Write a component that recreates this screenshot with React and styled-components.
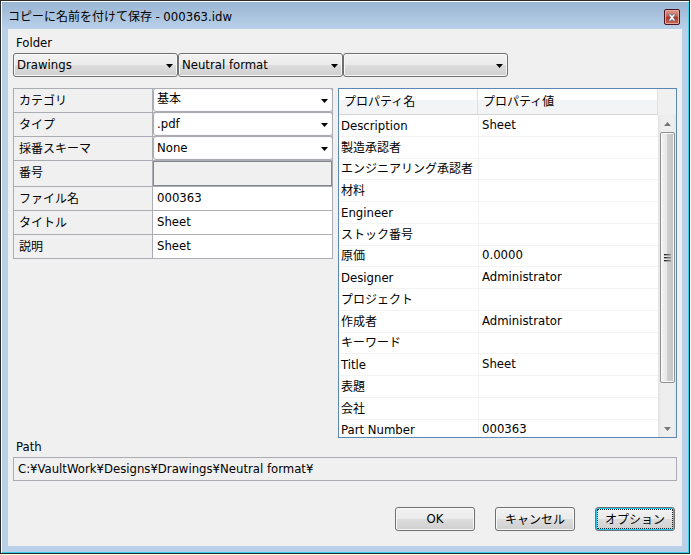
import React from "react"
import styled, { createGlobalStyle, css } from "styled-components"

const theme = {
  face: "#f0f0f0",
  frame: "#b9d0e9",
  line: "#abadb3",
  listBorder: "#5b87b4",
  latin: "13px",
  kana: "12px",
}

const GlobalStyles = createGlobalStyle`
  * {
    box-sizing: border-box;
  }
  body {
    margin: 0;
    background: #fbfbdc;
    color: #000;
    font-family: "DejaVu Sans Condensed", "Noto Sans CJK JP", sans-serif;
    font-size: ${theme.kana};
    line-height: 16px;
  }
`

const folders = ["Drawings", "Neutral format", ""]

const fields = [
  { id: "category", label: "カテゴリ", value: "基本", type: "select" },
  { id: "type", label: "タイプ", value: ".pdf", type: "select" },
  { id: "scheme", label: "採番スキーマ", value: "None", type: "select" },
  { id: "number", label: "番号", value: "", type: "disabled" },
  { id: "file", label: "ファイル名", value: "000363", type: "text" },
  { id: "title", label: "タイトル", value: "Sheet", type: "text" },
  { id: "comment", label: "説明", value: "Sheet", type: "text" },
]

const properties = [
  ["Description", "Sheet"],
  ["製造承認者", ""],
  ["エンジニアリング承認者", ""],
  ["材料", ""],
  ["Engineer", ""],
  ["ストック番号", ""],
  ["原価", "0.0000"],
  ["Designer", "Administrator"],
  ["プロジェクト", ""],
  ["作成者", "Administrator"],
  ["キーワード", ""],
  ["Title", "Sheet"],
  ["表題", ""],
  ["会社", ""],
  ["Part Number", "000363"],
]

const isLatin = text => /^[\x20-\x7e]/.test(text)

const textSize = css`
  font-size: ${p => (p.$latin ? theme.latin : theme.kana)};
`

const Arrow = () => (
  <ArrowIcon viewBox="0 0 7 4" aria-hidden="true">
    <path d="M0 0h7L3.500 4z" />
  </ArrowIcon>
)

const Select = ({ id, label, value, plain }) => (
  <SelectBox>
    <SelectInput
      id={id}
      aria-label={label}
      defaultValue={value}
      $plain={plain}
      $latin={isLatin(value)}
    >
      <option value={value}>{value}</option>
    </SelectInput>
    <Arrow />
  </SelectBox>
)

const Field = ({ id, label, value, type }) => (
  <FieldRow $tall={type === "disabled"}>
    <FieldLabel htmlFor={id}>{label}</FieldLabel>
    {type === "select" ? (
      <Select id={id} value={value} plain />
    ) : (
      <FieldInput id={id} defaultValue={value} disabled={type === "disabled"} />
    )}
  </FieldRow>
)

const PropertyList = () => (
  <ListBox>
    <ListView>
      <Table>
        <thead>
          <tr>
            <HeadCell $name>プロパティ名</HeadCell>
            <HeadCell>プロパティ値</HeadCell>
          </tr>
        </thead>
        <tbody>
          {properties.map(([name, value]) => (
            <Row key={name}>
              <Cell $latin={isLatin(name)}>{name}</Cell>
              <Cell $latin $value>
                {value}
              </Cell>
            </Row>
          ))}
        </tbody>
      </Table>
    </ListView>
    <ScrollColumn>
      <ScrollCorner />
      <ScrollBar>
        <ScrollButton aria-label="上へ">
          <svg width="7" height="4" viewBox="0 0 7 4">
            <path d="M0 4L3.500 0L7 4z" fill="#777" />
          </svg>
        </ScrollButton>
        <ScrollTrack>
          <Thumb>
            <svg width="7" height="9" viewBox="0 0 7 9">
              <linearGradient id="grip">
                <stop stopColor="#111" />
                <stop offset="1" stopColor="#999" />
              </linearGradient>
              <path
                d="M0 1h7v1H0zM0 4h7v1H0zM0 7h7v1H0z"
                fill="url(#grip)"
              />
              <path d="M0 2h7v1H0zM0 5h7v1H0zM0 8h7v1H0z" fill="#aaa" />
            </svg>
          </Thumb>
        </ScrollTrack>
        <ScrollButton aria-label="下へ">
          <svg width="7" height="4" viewBox="0 0 7 4">
            <path d="M0 0h7L3.500 4z" fill="#777" />
          </svg>
        </ScrollButton>
      </ScrollBar>
    </ScrollColumn>
  </ListBox>
)

class App extends React.Component {
  render() {
    return (
      <Page>
        <GlobalStyles />
        <Window>
          <TitleBar>
            <Title>
              コピーに名前を付けて保存 <FileName>- 000363.idw</FileName>
            </Title>
            <CloseButton aria-label="閉じる">
              <svg width="8" height="7" viewBox="0 0 8 7">
                <path
                  d="M0 0h3l1 1.500L5 0h3L5.500 3.500L8 7H5L4 5.500L3 7H0l2.500-3.500z"
                  fill="#fff"
                  stroke="#4a4f6a"
                  strokeWidth="0.8"
                />
              </svg>
            </CloseButton>
          </TitleBar>
          <Content>
            <Caption>Folder</Caption>
            <FolderRow>
              {folders.map((name, i) => (
                <Select key={i} label={`Folder ${i + 1}`} value={name} />
              ))}
            </FolderRow>
            <Panels>
              <Form>
                {fields.map(field => (
                  <Field key={field.id} {...field} />
                ))}
              </Form>
              <PropertyList />
            </Panels>
            <Caption as="label" htmlFor="path">
              Path
            </Caption>
            <PathInput
              id="path"
              readOnly
              value="C:¥VaultWork¥Designs¥Drawings¥Neutral format¥"
            />
            <Buttons>
              <Button $latin>OK</Button>
              <Button>キャンセル</Button>
              <Button $active>オプション</Button>
            </Buttons>
          </Content>
        </Window>
      </Page>
    )
  }
}

const Page = styled.div`
  height: 100vh;
  min-height: 420px;
  padding: 0 1px 1px 0;
`

const Window = styled.div`
  height: 100%;
  display: flex;
  flex-direction: column;
  padding: 0 7px 7px;
  border: 1px solid #2b2b2f;
  background: linear-gradient(#98b4d2, ${theme.frame} 28px);
  box-shadow: inset 1px 1px #fff, inset -1px -1px #35d0f0;
`

const TitleBar = styled.div`
  flex: none;
  height: 28px;
  display: flex;
  align-items: center;
  justify-content: space-between;
  padding: 4px 2px 0 0;
`

const Title = styled.h1`
  margin: 0;
  font-size: ${theme.kana};
  font-weight: normal;
`

const FileName = styled.span`
  font-size: ${theme.latin};
`

const CloseButton = styled.button`
  display: flex;
  align-items: center;
  justify-content: center;
  width: 16px;
  height: 16px;
  padding: 0;
  border: 1px solid #4a1420;
  border-radius: 2px;
  background: linear-gradient(#dc9a8c, #c9675a 45%, #ae3220 50%, #cf6a50);
  box-shadow: inset 0 0 0 1px #e0a79c;
`

const Content = styled.main`
  flex: 1;
  min-height: 0;
  display: flex;
  flex-direction: column;
  padding: 5px 5px 15px;
  background: ${theme.face};
`

const Caption = styled.div`
  flex: none;
  height: 19px;
  padding: 1px 3px;
  font-size: ${theme.latin};
`

const FolderRow = styled.div`
  flex: none;
  display: grid;
  grid-template-columns: repeat(3, minmax(0, 165px));
`

const SelectBox = styled.div`
  position: relative;
  flex: 1;
  min-width: 0;
  height: 24px;
`

const ArrowIcon = styled.svg`
  position: absolute;
  right: 5px;
  top: 11px;
  width: 7px;
  height: 4px;
  pointer-events: none;
`

const SelectInput = styled.select`
  appearance: none;
  display: block;
  width: 100%;
  height: 100%;
  padding: 0 16px 2px 3px;
  border: 1px solid #707070;
  border-radius: 3px;
  background: linear-gradient(#f2f2f2, #ebebeb 50%, #dddddd 50%, #cfcfcf);
  box-shadow: inset 0 0 0 1px #f8f8f8;
  color: #000;
  font-family: inherit;
  ${textSize}
  ${p =>
    p.$plain &&
    css`
      border-color: ${theme.line};
      background: #fff;
    `}
`

const Panels = styled.div`
  flex: 1;
  min-height: 0;
  display: grid;
  grid-template-columns: minmax(0, 320fr) minmax(0, 339fr);
  gap: 5px;
  align-items: start;
  margin-top: 11px;
`

const Form = styled.form`
  border: 1px solid ${theme.line};
  border-top: 0;
`

const FieldRow = styled.div`
  display: flex;
  height: ${p => (p.$tall ? "26px" : "24px")};
  border-top: 1px solid ${theme.line};
  ${SelectBox} {
    margin: -1px -1px 0 0;
  }
`

const FieldLabel = styled.label`
  flex: none;
  width: 139px;
  padding: 4px 5px 3px;
  border-right: 1px solid ${theme.line};
`

const FieldInput = styled.input`
  flex: 1;
  min-width: 0;
  padding: 0 4px 2px;
  border: 0;
  background: #fff;
  font-family: inherit;
  font-size: ${theme.latin};
  &:disabled {
    border: 1px solid #83868d;
    background: ${theme.face};
  }
`

const ListBox = styled.div`
  display: flex;
  height: 100%;
  min-height: 0;
  border: 1px solid ${theme.listBorder};
  background: #fff;
`

const ListView = styled.div`
  flex: 1;
  min-width: 0;
  overflow: hidden;
`

const Table = styled.table`
  width: 100%;
  table-layout: fixed;
  border-collapse: separate;
  border-spacing: 0;
`

const HeadCell = styled.th`
  width: ${p => (p.$name ? "139px" : "auto")};
  height: 26px;
  padding: 0 5px;
  border-right: 1px solid #dfe0e2;
  border-bottom: 1px solid #d5d5d5;
  background: linear-gradient(#fff 45%, #f3f4f6 45%);
  font-weight: normal;
  text-align: left;
`

// every fourth row is a pixel shorter, so the pitch averages 21.75
const Row = styled.tr`
  height: 22px;
  &:nth-child(4n + 3) {
    height: 21px;
  }
`

const Cell = styled.td`
  padding: 0 2px;
  border-bottom: 1px solid #f3f3f3;
  line-height: 16px;
  white-space: nowrap;
  ${textSize}
  ${p =>
    p.$value &&
    css`
      padding: 0 3px 2px;
      border-left: 1px solid #f3f3f3;
    `}
`

const ScrollColumn = styled.div`
  flex: none;
  width: 18px;
  display: flex;
  flex-direction: column;
`

const ScrollCorner = styled.div`
  flex: none;
  height: 26px;
  background: ${theme.face};
`

const ScrollBar = styled.div`
  flex: 1;
  min-height: 0;
  display: flex;
  flex-direction: column;
  padding: 0 1px 0 2px;
  background: linear-gradient(90deg, #e3e3e3, #eee 20%, #eee 80%, #e8e8e8);
`

const ScrollButton = styled.button`
  flex: none;
  display: flex;
  align-items: center;
  justify-content: center;
  height: 17px;
  padding: 0;
  border: 0;
  background: none;
`

const ScrollTrack = styled.div`
  flex: 1;
  min-height: 0;
`

const Thumb = styled.div`
  display: flex;
  align-items: center;
  justify-content: center;
  height: 87%;
  border: 1px solid #8f8f8f;
  border-radius: 2px;
  background: linear-gradient(90deg, #f5f5f5, #e6e6e6 45%, #cfcfd1 50%, #c3c3c6);
  box-shadow: inset 0 0 0 1px #fafafa;
`

const PathInput = styled.input`
  flex: none;
  height: 24px;
  padding: 0 4px 2px;
  border: 1px solid ${theme.line};
  background: ${theme.face};
  font-family: inherit;
  font-size: ${theme.latin};
`

const Buttons = styled.div`
  flex: none;
  display: flex;
  justify-content: flex-end;
  gap: 20px;
  margin-top: 26px;
  padding-right: 2px;
`

const Button = styled.button`
  width: 80px;
  height: 24px;
  padding: 0 0 2px;
  border: 1px solid #707070;
  border-radius: 3px;
  background: linear-gradient(#f2f2f2, #ebebeb 50%, #dddddd 50%, #cfcfcf);
  box-shadow: inset 0 0 0 1px #f8f8f8;
  color: #000;
  font-family: inherit;
  ${textSize}
  ${p =>
    p.$active &&
    css`
      box-shadow: inset 0 0 0 1px #1fc8f5;
      outline: 1px dotted #222;
      outline-offset: -3px;
    `}
`

export default App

To be done: Review the preceding data and report every line that includes the string "components".

Result of the task:
Write a component that recreates this screenshot with React and styled-components.
import styled, { createGlobalStyle, css } from "styled-components"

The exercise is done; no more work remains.